All Hail the Touchscreen!!

Walk into a high street computer shop these days, turn to the desktop PCs, and you’re likely to find yourself confronted by something new. Yes, it’s the all-in-one touchscreen PC. A desktop that only needs one unit, which does not need a mouse or keyboard (although you are, of course, welcome to use these too). If they really take off this Christmas and over the next year, these innovative new PCs could change the way we design and use computer applications. And given the already ubiquitous presence of the touchscreen in a wide range of devices from the Nintendo DS to smartphones, sat-navs to the iPad and now these PCs, there is already a hefty public appetite for the interactivity the touchscreen allows.

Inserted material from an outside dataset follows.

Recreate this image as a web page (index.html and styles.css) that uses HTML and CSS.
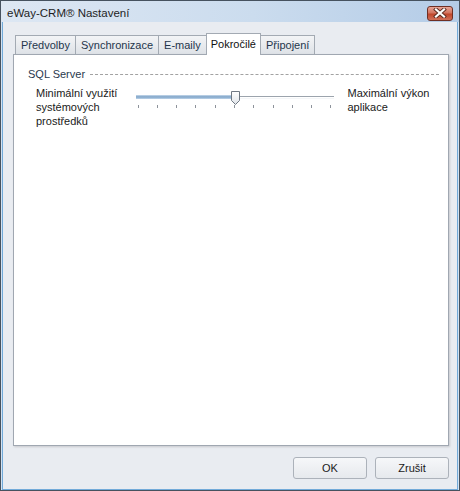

For businesses with websites, this could be of vast importance as touchscreens can allow for a new level of customer interaction through well-designed touchscreen-friendly sites. Users will feel much more involved with your business if their touchscreens give them a much more ‘hands on’ level of interaction. If users are virtually touching your products through real-life physical motion, a connection between customer and product is more likely to be generated.

So how will web design need to adapt for these new machines?

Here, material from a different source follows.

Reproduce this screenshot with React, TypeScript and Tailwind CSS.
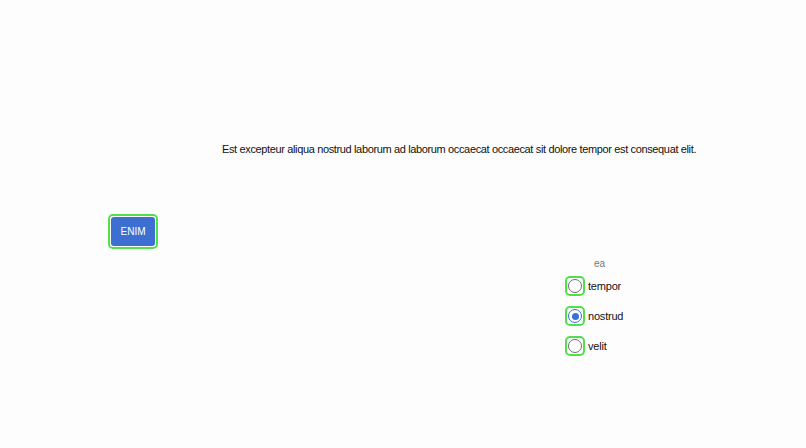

Web designers thinking about how their websites will be viewed and accessed on touchscreen computers will need to consider a wide variety of new issues:

  • Bright Colours – dirt from fingers means dark colours will be a naughty no-no. Bright colours not only look jolly, but they hide grease and dirt too.
  • Switch it around – Left handers like to surf the web too! Make sure your menus and buttons are easily accessible to both the lefties and the righties.
  • Bigger is better – Nice big buttons make it easier to get around your site. If, like me, your fingers are big and clumsy, a small fiddly menu is the last thing you want on your shiny new touchscreen PC.
  • Fast and easy – one of the pros of the touchscreen is that it can be a lot quicker. However, as well as making your site quick to load, it needs to be intuitive to navigate.
  • Hide the cursor – if you aren’t using a mouse, you don’t need a cursor. Users aren’t going to lose track of their fingers. They might just lose a cursor though. Why distract them from your site with a silly little arrow they don’t need?
  • Rethink screen layout – how will users interact with each page? Remember, those cumbersome hands can get in the way and block some of your pictures or text.
  • Don’t wear them out – Lots of long hand movements across the screen and needless clicking could wear your user out and put them off staying on your site. Think carefully about how necessary each movement is and how to minimise arm fatigue.

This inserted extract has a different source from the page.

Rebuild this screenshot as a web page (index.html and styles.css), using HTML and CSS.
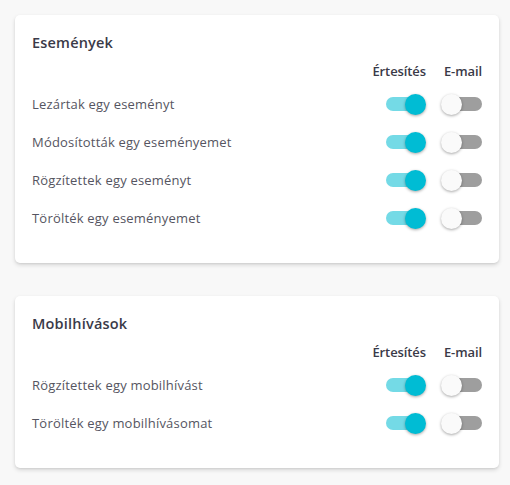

Step into the heady future of web design

All these issues are but a drop in the ocean of what might be possible and what might need to be considered. But don’t forget the humble mouse-user, or even those using a stylus (which brings its own set of issues into the fold). Touchscreens present a whole new era of interactivity, and no doubt web designers will find fascinating and innovative new ways to harness this in the coming years. What will be particularly interesting to follow will be the ways in which businesses use this to improve the relationship between the brand or product and the customer. Interactivity is already a big selling tool, and touchscreens are, if they aren’t already, set to quickly become part of that.